I've heard Byfield and Clarke
I've heard Vilardi, Turcotte, Kupari and Clarke
I've heard Kempe+
Name as many players/prospects as you want, but no realistic trade would have been bad for the Kings.
If you add Jack Eichel to this team, and remove him from Vegas it's very likely that the discussions around these parts are quite a bit different. A young star 1C in place makes building the rest of the roster a hell of a lot easier, just ask Dean Lombardi.
When the Kings won in 2012 they fixed their secondary scoring issues both years, and since you had a star 1C, 1D and 1G it made it where you were a single move both years.
The Kings are the opposite now, it's a huge collection of secondary scorers and solid players without any star players. The Kings are a star 1C away, but it's way harder (impossible most offseasons) to trade for a star 1C than it is for a goal-scoring winger like Gaborik or Carter.
Blake letting most of the 2019 draft turn to dust without recouping either draft capital or a veteran when they wanted to contend was right up there with his worst decisions as GM. This notion some push here that you can't trade prospects that quickly is not true, it has happened plenty of times before. I would have traded Turcotte for the best offer (best veteran or 2020 1st) and you just can't let Bjornfot and Kaliyev both end up on waivers, Bjornfot should have been unloaded when they deemed he wasn't good enough to beat out Edler.

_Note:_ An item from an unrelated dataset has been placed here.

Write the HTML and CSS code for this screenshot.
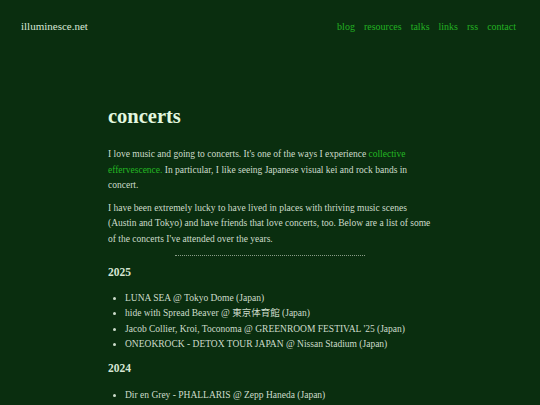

I think our fanbase was a bit unrealistic when it comes to the fall-off older players have, because we didn't see much of it with Kopitar. And on the flip side due to the slow-cook and the comments by members of the organization, we also sometimes fail to realize how quickly an asset depreciates. Players 20-22 that our fans are calling kids and that the management is slow-cooking into oblivion are making things happen all over the league.
This is not some kind of gotcha that you think it is.
Eichel was put on the block in the Fall of 2021, that was after the Kings had already committed to ending their rebuild and trying to contend, which happened in July 2021.
I think
@Sol views are probably the same as mine, I would have preferred to keep the rebuild through the 2023 draft. That should have been option #1, that is what the AI would have said if you asked it at the best way to get back to true contending.
But once you commit to trying to win with older players and you have a bunch of prospects that you plan on slow-cooking, you should just trade them for the 25 year old star 1C.